◦ For the next week I'm keeping an hour-by-hour log of my activities and feelings for therapy. Most used words so far: agitated, anxious, tense, irritable, neutral.
◦ Day After Tomorrow is now playing. Must see. Was sold out tonight when I tried on my way home from work. Maybe tomorrow morning at 11:30. Mental note to self...wake up.
◦ When my co-worker starts playing his indie band tape out loud at his desk at 4:30 afternoon on a Friday, is this a signal for me to leave? I think yes.
(Er, I meant to post this earlier, but was distracted.)

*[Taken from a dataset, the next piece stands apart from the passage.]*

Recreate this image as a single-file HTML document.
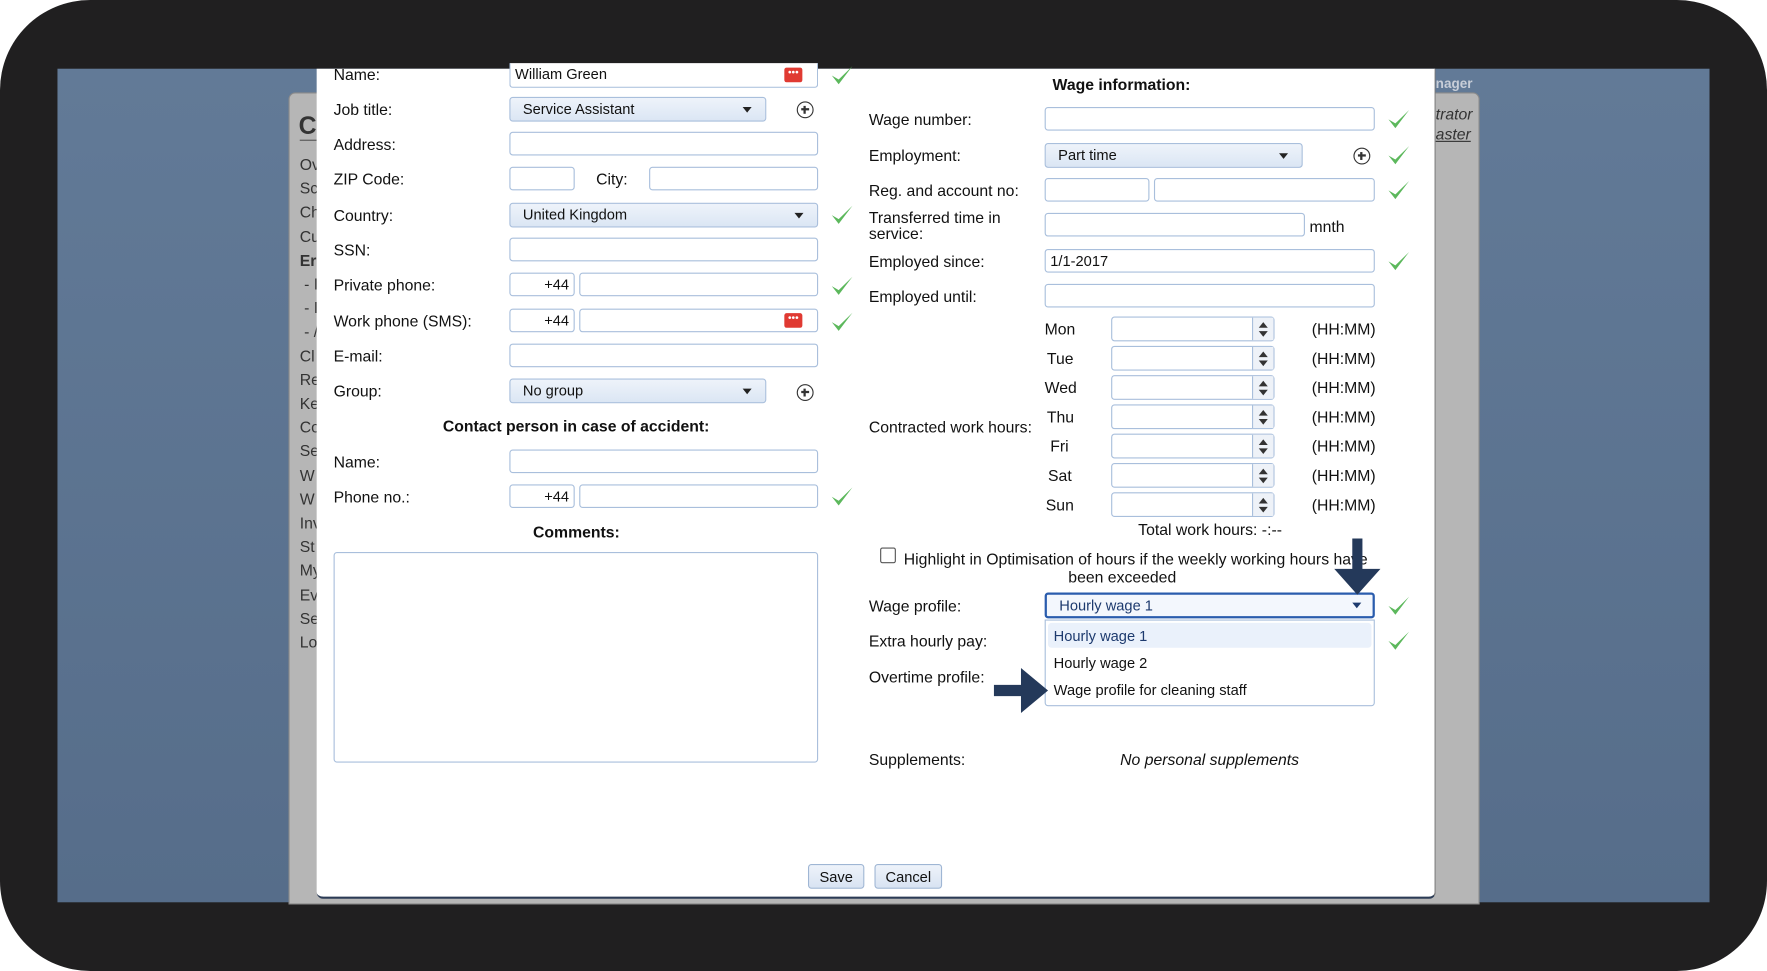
<!DOCTYPE html>
<html><head><meta charset="utf-8">
<style>
html,body{margin:0;padding:0;background:#fff;overflow:hidden}
#w{width:1568px;height:862px;transform:scale(1.12691,1.12645);transform-origin:0 0;position:relative;font-family:"Liberation Sans",Arial,sans-serif;font-size:14px;color:#111}
.a{position:absolute}
.frame{left:0;top:0;width:1568px;height:862px;background:#201f20;border-radius:80px}
.scr{left:51px;top:61px;width:1466px;height:740px;background:linear-gradient(180deg,#627a97,#566d8a)}
.gray{left:256px;top:82px;width:1055px;height:719px;background:#b6b6b6;border:1px solid #8a8a8a;border-radius:6px 6px 0 0}
.modal{left:281px;top:61px;width:992px;height:735px;background:#fff;border-bottom:2px solid #2b3b55;border-right:1px solid #777;border-radius:0 0 6px 6px}
.lb{position:absolute;font-size:14px;white-space:nowrap}
.in{position:absolute;height:21px;border:1px solid #a9bfdc;border-radius:3px;background:#fff;box-sizing:border-box;font-size:13px;line-height:19px;padding:0 4px}
.sel{position:absolute;height:22px;border:1px solid #a9bfdc;border-radius:3px;background:linear-gradient(#eef3fa,#dbe6f4);box-sizing:border-box;font-size:13px;line-height:20px;padding:0 11px}
.sel:after{content:"";position:absolute;right:12px;top:8px;border-left:4px solid transparent;border-right:4px solid transparent;border-top:5px solid #222}
.ck{position:absolute;width:20px;height:20px}
.pl{position:absolute;width:15px;height:15px;border:1.5px solid #333;border-radius:50%;box-sizing:border-box}
.pl:before{content:"";position:absolute;left:2.5px;top:5.25px;width:7px;height:1.5px;background:#333}
.pl:after{content:"";position:absolute;left:5.25px;top:2.5px;width:1.5px;height:7px;background:#333}
.red{position:absolute;width:16px;height:13px;background:#e03a32;border-radius:2px;color:#fff;font-size:9px;line-height:8px;text-align:center}
.sp{position:absolute;width:145px;height:22px;border:1px solid #a9bfdc;border-radius:3px;box-sizing:border-box}
.sp:after{content:"";position:absolute;right:0;top:0;width:18px;height:20px;border-left:1px solid #a9bfdc;background:#eef2f8}
.sp i{position:absolute;right:5px;z-index:2;border-left:4px solid transparent;border-right:4px solid transparent}
.btn{position:absolute;height:22px;border:1px solid #9fb6d4;border-radius:3px;background:linear-gradient(#eef3fa,#d8e3f2);font-size:13px;line-height:21px;text-align:center;box-sizing:border-box}
</style></head><body><div id="w">
<div class="a frame"></div>
<div class="a scr"></div>
<div class="a gray"></div>
<div class="lb" style="left:265px;top:99px;font-size:22px;font-weight:bold;color:#333">C</div>
<div class="a" style="left:266px;top:124px;width:15px;height:1px;background:#555"></div>
<div class="a" style="left:266px;top:136px;color:#333;line-height:21.2px;font-size:14px">Ov<br>Sc<br>Ch<br>Cu<br><b>Er</b><br>&nbsp;- I<br>&nbsp;- I<br>&nbsp;- /<br>Cl<br>Re<br>Ke<br>Co<br>Se<br>W<br>W<br>Inv<br>St<br>My<br>Ev<br>Se<br>Lo</div>
<div class="lb" style="left:1274px;top:67px;color:#c8ced8;font-weight:bold;font-size:12px">nager</div>
<div class="lb" style="left:1274px;top:93px;color:#333;font-style:italic">trator</div>
<div class="lb" style="left:1274px;top:111px;color:#333;font-style:italic;text-decoration:underline">aster</div>
<div class="a modal"></div>

<div class="lb" style="left:296px;top:58px">Name:</div>
<div class="in" style="left:452px;top:56px;width:274px;height:22px;border-top:none;border-radius:0 0 3px 3px">William Green</div>
<div class="red" style="left:696px;top:60px">•••</div>
<div class="lb" style="left:296px;top:89px">Job title:</div>
<div class="sel" style="left:452px;top:86px;width:228px">Service Assistant</div>
<div class="pl" style="left:707px;top:90px"></div>
<div class="lb" style="left:296px;top:120px">Address:</div>
<div class="in" style="left:452px;top:117px;width:274px"></div>
<div class="lb" style="left:296px;top:151px">ZIP Code:</div>
<div class="in" style="left:452px;top:148px;width:58px"></div>
<div class="lb" style="left:529px;top:151px">City:</div>
<div class="in" style="left:576px;top:148px;width:150px"></div>
<div class="lb" style="left:296px;top:183px">Country:</div>
<div class="sel" style="left:452px;top:180px;width:274px">United Kingdom</div>
<div class="lb" style="left:296px;top:214px">SSN:</div>
<div class="in" style="left:452px;top:211px;width:274px"></div>
<div class="lb" style="left:296px;top:245px">Private phone:</div>
<div class="in" style="left:452px;top:242px;width:58px;text-align:right">+44</div>
<div class="in" style="left:514px;top:242px;width:212px"></div>
<div class="lb" style="left:296px;top:277px">Work phone (SMS):</div>
<div class="in" style="left:452px;top:274px;width:58px;text-align:right">+44</div>
<div class="in" style="left:514px;top:274px;width:212px"></div>
<div class="red" style="left:696px;top:278px">•••</div>
<div class="lb" style="left:296px;top:308px">E-mail:</div>
<div class="in" style="left:452px;top:305px;width:274px"></div>
<div class="lb" style="left:296px;top:339px">Group:</div>
<div class="sel" style="left:452px;top:336px;width:228px">No group</div>
<div class="pl" style="left:707px;top:341px"></div>
<div class="lb" style="left:393px;top:370px;font-weight:bold">Contact person in case of accident:</div>
<div class="lb" style="left:296px;top:402px">Name:</div>
<div class="in" style="left:452px;top:399px;width:274px"></div>
<div class="lb" style="left:296px;top:433px">Phone no.:</div>
<div class="in" style="left:452px;top:430px;width:58px;text-align:right">+44</div>
<div class="in" style="left:514px;top:430px;width:212px"></div>
<div class="lb" style="left:473px;top:464px;font-weight:bold">Comments:</div>
<div class="in" style="left:296px;top:490px;width:430px;height:187px"></div>

<div class="lb" style="left:934px;top:67px;font-weight:bold">Wage information:</div>
<div class="lb" style="left:771px;top:98px">Wage number:</div>
<div class="in" style="left:927px;top:95px;width:293px"></div>
<div class="lb" style="left:771px;top:130px">Employment:</div>
<div class="sel" style="left:927px;top:127px;width:229px">Part time</div>
<div class="pl" style="left:1201px;top:131px"></div>
<div class="lb" style="left:771px;top:161px">Reg. and account no:</div>
<div class="in" style="left:927px;top:158px;width:93px"></div>
<div class="in" style="left:1024px;top:158px;width:196px"></div>
<div class="lb" style="left:771px;top:186px;line-height:14px">Transferred time in<br>service:</div>
<div class="in" style="left:927px;top:189px;width:231px"></div>
<div class="lb" style="left:1162px;top:193px">mnth</div>
<div class="lb" style="left:771px;top:224px">Employed since:</div>
<div class="in" style="left:927px;top:221px;width:293px">1/1-2017</div>
<div class="lb" style="left:771px;top:255px">Employed until:</div>
<div class="in" style="left:927px;top:252px;width:293px"></div>
<div class="lb" style="left:771px;top:371px">Contracted work hours:</div>

<div class="lb" style="left:927px;top:284px">Mon</div><div class="sp" style="left:986px;top:281px"><i style="top:4px;border-bottom:5px solid #333"></i><i style="top:12px;border-top:5px solid #333"></i></div><div class="lb" style="left:1164px;top:284px">(HH:MM)</div>
<div class="lb" style="left:929px;top:310px">Tue</div><div class="sp" style="left:986px;top:307px"><i style="top:4px;border-bottom:5px solid #333"></i><i style="top:12px;border-top:5px solid #333"></i></div><div class="lb" style="left:1164px;top:310px">(HH:MM)</div>
<div class="lb" style="left:927px;top:336px">Wed</div><div class="sp" style="left:986px;top:333px"><i style="top:4px;border-bottom:5px solid #333"></i><i style="top:12px;border-top:5px solid #333"></i></div><div class="lb" style="left:1164px;top:336px">(HH:MM)</div>
<div class="lb" style="left:929px;top:362px">Thu</div><div class="sp" style="left:986px;top:359px"><i style="top:4px;border-bottom:5px solid #333"></i><i style="top:12px;border-top:5px solid #333"></i></div><div class="lb" style="left:1164px;top:362px">(HH:MM)</div>
<div class="lb" style="left:932px;top:388px">Fri</div><div class="sp" style="left:986px;top:385px"><i style="top:4px;border-bottom:5px solid #333"></i><i style="top:12px;border-top:5px solid #333"></i></div><div class="lb" style="left:1164px;top:388px">(HH:MM)</div>
<div class="lb" style="left:930px;top:414px">Sat</div><div class="sp" style="left:986px;top:411px"><i style="top:4px;border-bottom:5px solid #333"></i><i style="top:12px;border-top:5px solid #333"></i></div><div class="lb" style="left:1164px;top:414px">(HH:MM)</div>
<div class="lb" style="left:928px;top:440px">Sun</div><div class="sp" style="left:986px;top:437px"><i style="top:4px;border-bottom:5px solid #333"></i><i style="top:12px;border-top:5px solid #333"></i></div><div class="lb" style="left:1164px;top:440px">(HH:MM)</div>
<div class="lb" style="left:1010px;top:462px">Total work hours: -:--</div>

<div class="a" style="left:781px;top:486px;width:12px;height:12px;border:1px solid #555;border-radius:2px"></div>
<div class="lb" style="left:802px;top:488px">Highlight in Optimisation of hours if the weekly working hours have</div>
<div class="lb" style="left:948px;top:504px">been exceeded</div>

<div class="lb" style="left:771px;top:530px">Wage profile:</div>
<div class="in" style="left:927px;top:526px;width:293px;height:23px;border:2px solid #2a5cad;background:#f3f7fd;color:#1d3a6e;padding-left:11px">Hourly wage 1</div>
<div class="a" style="left:1200px;top:535px;border-left:4px solid transparent;border-right:4px solid transparent;border-top:5px solid #1d3a6e"></div>
<div class="lb" style="left:771px;top:561px">Extra hourly pay:</div>
<div class="lb" style="left:771px;top:593px">Overtime profile:</div>
<div class="a" style="left:927px;top:550px;width:293px;height:77px;border:1px solid #a9bfdc;border-radius:0 0 3px 3px;background:#fff;box-sizing:border-box"></div>
<div class="a" style="left:930px;top:553px;width:287px;height:22px;background:#eaf1fb;border-radius:3px"></div>
<div class="lb" style="left:935px;top:557px;font-size:13px;color:#1d3a6e">Hourly wage 1</div>
<div class="lb" style="left:935px;top:581px;font-size:13px">Hourly wage 2</div>
<div class="lb" style="left:935px;top:605px;font-size:13px">Wage profile for cleaning staff</div>
<div class="lb" style="left:771px;top:666px">Supplements:</div>
<div class="lb" style="left:994px;top:666px;font-style:italic">No personal supplements</div>

<div class="btn" style="left:717px;top:767px;width:50px">Save</div>
<div class="btn" style="left:776px;top:767px;width:60px">Cancel</div>

<svg class="a" style="left:1180px;top:478px" width="50" height="52"><path d="M20 0H29V27H45L24.5 50L4 27H20Z" fill="#24395a"/></svg>
<svg class="a" style="left:880px;top:591px" width="52" height="46"><path d="M2 17H26V2L50 22L26 42V27H2Z" fill="#24395a"/></svg>

<svg width="0" height="0" style="position:absolute"><defs><symbol id="c" viewBox="0 0 18 18"><path d="M1 9L6.5 16L17.5 1.5L6.5 12.2Z" fill="#5cb85c"/></symbol></defs></svg>
<svg class="ck" style="left:737px;top:57px"><use href="#c"/></svg>
<svg class="ck" style="left:737px;top:181px"><use href="#c"/></svg>
<svg class="ck" style="left:737px;top:244px"><use href="#c"/></svg>
<svg class="ck" style="left:737px;top:276px"><use href="#c"/></svg>
<svg class="ck" style="left:737px;top:431px"><use href="#c"/></svg>
<svg class="ck" style="left:1231px;top:96px"><use href="#c"/></svg>
<svg class="ck" style="left:1231px;top:128px"><use href="#c"/></svg>
<svg class="ck" style="left:1231px;top:159px"><use href="#c"/></svg>
<svg class="ck" style="left:1231px;top:222px"><use href="#c"/></svg>
<svg class="ck" style="left:1231px;top:528px"><use href="#c"/></svg>
<svg class="ck" style="left:1231px;top:559px"><use href="#c"/></svg>
</div></body></html>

◦ Still not reading my flist. All week I've felt rootlessly restless. Still thinking of getting rid of my cable; maybe going down to the most basic non-digital plan--basically just major networks, Fox, WB, UPN. Especially compelling as I realized that if I did that, I could afford to simply buy all the shows I want to watch on DVD, one set per month or so. ... So, I have these thoughts and then four hours later after watching a movie through On Demand, I'm like: this is cool and convenient and I don't have to drive to the video rental store and why do I want to get rid of my cable again?
◦ Just watched Timeline. And, okay, this is just me, but I thought it kicked terrific ass. I haven't been that gripped by a movie in a long time--minute to minute edge-of-the-seat tension because I had no clue what was going to happen next and even when I kind of guessed, I was still really worked up. And how hot was Gerard Butler? Answer: gyahhh, I'm burning, help, someone put me out! ...fwoosh.
◦ I read Saussy's Inquisition story, Pantomime. Truly lovely, very canonical in tone and style and very happy-making. My own, second story entry: still late. I think a little guilt gnome is nibbling on my toes...no, wait, it's chewed one off.
◦ I feel like I should be doing things, and I know what they are, but I'm not doing them, and I'm not doing anything else instead. I'm just kind of sitting here. My brain is a dial tone.
ETA: I reread this post and think I sound goofy. Why am I saying things like, "okay, this is just me..."? I am making all these facile, generic recommendations. What's the point? Okay, maybe someone will see this and it will tip someone a little further toward reading a book or a story or seeing a movie, but where's the *me* in all of this? It's not an issue of ego, I just want to know: is this me? Is this all I am, these dumb little strings of words?
Pointless quasi-existential questions on a Friday night.